====== DATA LINES ======

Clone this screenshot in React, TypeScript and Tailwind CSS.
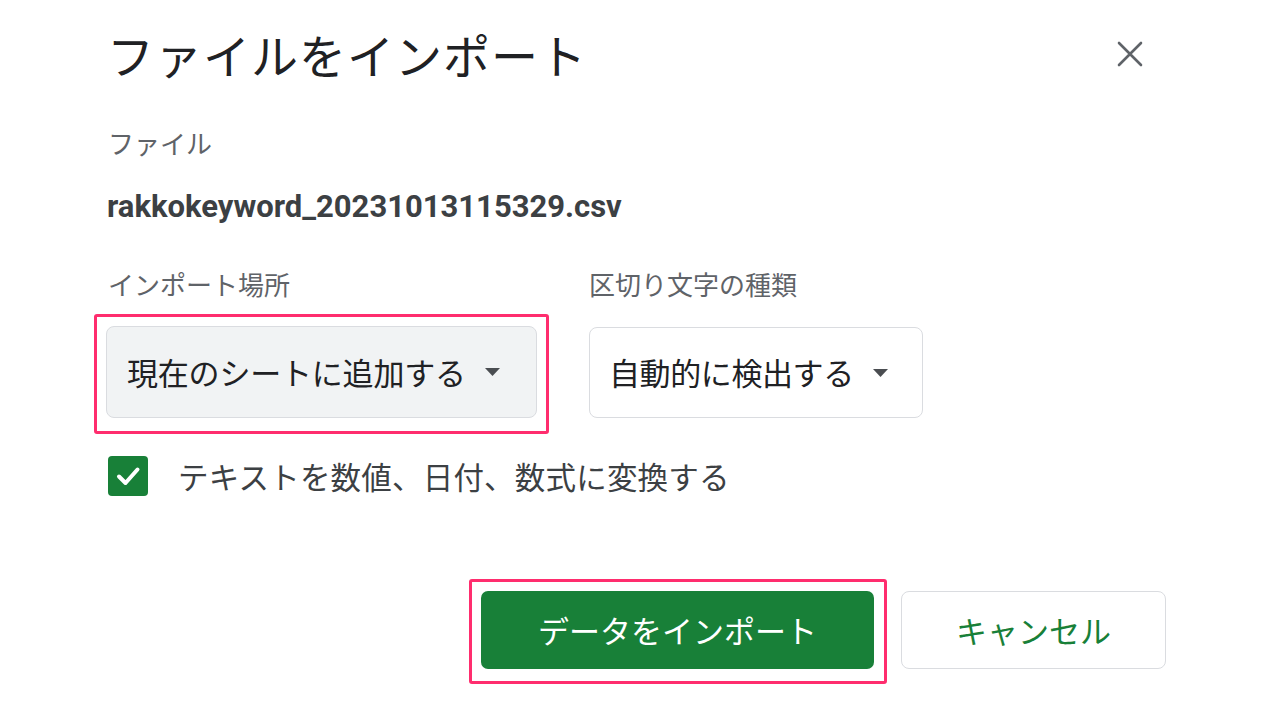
import React from "react";

const jp = { fontFamily: '"Noto Sans CJK JP", "Noto Sans", sans-serif' };

function Caret() {
  return (
    <svg width="15" height="8" viewBox="0 0 15 8" className="shrink-0">
      <path d="M0 0 L15 0 L7.5 8 Z" fill="#4a4d51" />
    </svg>
  );
}

export default function App() {
  return (
    <div className="w-[1280px] h-[720px] bg-white overflow-hidden" style={jp}>
      <div className="ml-[107px] w-[1059px] flex flex-col">
        {/* Title row */}
        <div className="mt-[26px] flex items-center justify-between">
          <h1 className="text-[47px] leading-[56px] text-[#202124] font-normal tracking-[1px]">
            ファイルをインポート
          </h1>
          <button className="w-[48px] h-[48px] mr-[12px] flex items-center justify-center">
            <svg width="26" height="26" viewBox="0 0 26 26">
              <path d="M2 2 L24 24 M24 2 L2 24" stroke="#5f6368" strokeWidth="2.6" strokeLinecap="round" />
            </svg>
          </button>
        </div>

        <div className="mt-[45px] ml-[1px] text-[26px] leading-[32px] text-[#5f6368]">ファイル</div>

        <div
          className="mt-[30px] text-[31px] leading-[36px] font-bold text-[#3c4043]"
          style={{ fontFamily: 'Roboto, "Liberation Sans", sans-serif' }}
        >
          rakkokeyword_20231013115329.csv
        </div>

        {/* Selects */}
        <div className="mt-[43px] flex gap-[40px]">
          <div className="w-[442px] flex flex-col">
            <div className="ml-[1px] text-[26px] leading-[32px] text-[#5f6368]">インポート場所</div>
            <div className="mt-[14px] -ml-[13px] w-[455px] border-[3px] border-[#ff2d6e] rounded-[3px] px-[9px] pt-[9px] pb-[13px]">
              <div className="h-[92px] rounded-[8px] border-[1.5px] border-[#dadce0] bg-[#f1f3f4] flex items-center pl-[20px] gap-[19px]">
                <span className="text-[31px] text-[#202124] tracking-[-0.2px]">現在のシートに追加する</span>
                <Caret />
              </div>
            </div>
          </div>
          <div className="flex flex-col">
            <div className="text-[26px] leading-[32px] text-[#5f6368]">区切り文字の種類</div>
            <div className="mt-[27px] h-[91px] w-[334px] rounded-[8px] border-[1.5px] border-[#dadce0] bg-white flex items-center pl-[19px] gap-[19px]">
              <span className="text-[31px] text-[#202124] tracking-[-0.4px]">自動的に検出する</span>
              <Caret />
            </div>
          </div>
        </div>

        {/* Checkbox */}
        <div className="mt-[22px] ml-[1px] flex items-center gap-[30px]">
          <div className="w-[40px] h-[40px] rounded-[4px] bg-[#188038] flex items-center justify-center">
            <svg width="28" height="28" viewBox="0 0 28 28">
              <path d="M5 14.5 L11.5 21 L23.5 7.5" stroke="white" strokeWidth="4" fill="none" strokeLinecap="round" strokeLinejoin="round" />
            </svg>
          </div>
          <span className="text-[30.5px] leading-[40px] text-[#3c4043] tracking-[0.2px]">テキストを数値、日付、数式に変換する</span>
        </div>

        {/* Buttons */}
        <div className="mt-[83px] flex justify-end items-start gap-[14px]">
          <div className="border-[3px] border-[#ff2d6e] rounded-[3px] pl-[9px] pr-[10px] pt-[9px] pb-[12px]">
            <button className="w-[393px] h-[78px] rounded-[7px] bg-[#188038] text-white text-[31px] flex items-center justify-center">
              データをインポート
            </button>
          </div>
          <button className="mt-[12px] w-[265px] h-[78px] rounded-[8px] border-[1.5px] border-[#dadce0] bg-white text-[#188038] text-[31px] flex items-center justify-center">
            キャンセル
          </button>
        </div>
      </div>
    </div>
  );
}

======

- THE TASK
Find the lines above that include the string "React" and copy them.

- ANSWER TO THE PROBLEM
Clone this screenshot in React, TypeScript and Tailwind CSS.
import React from "react";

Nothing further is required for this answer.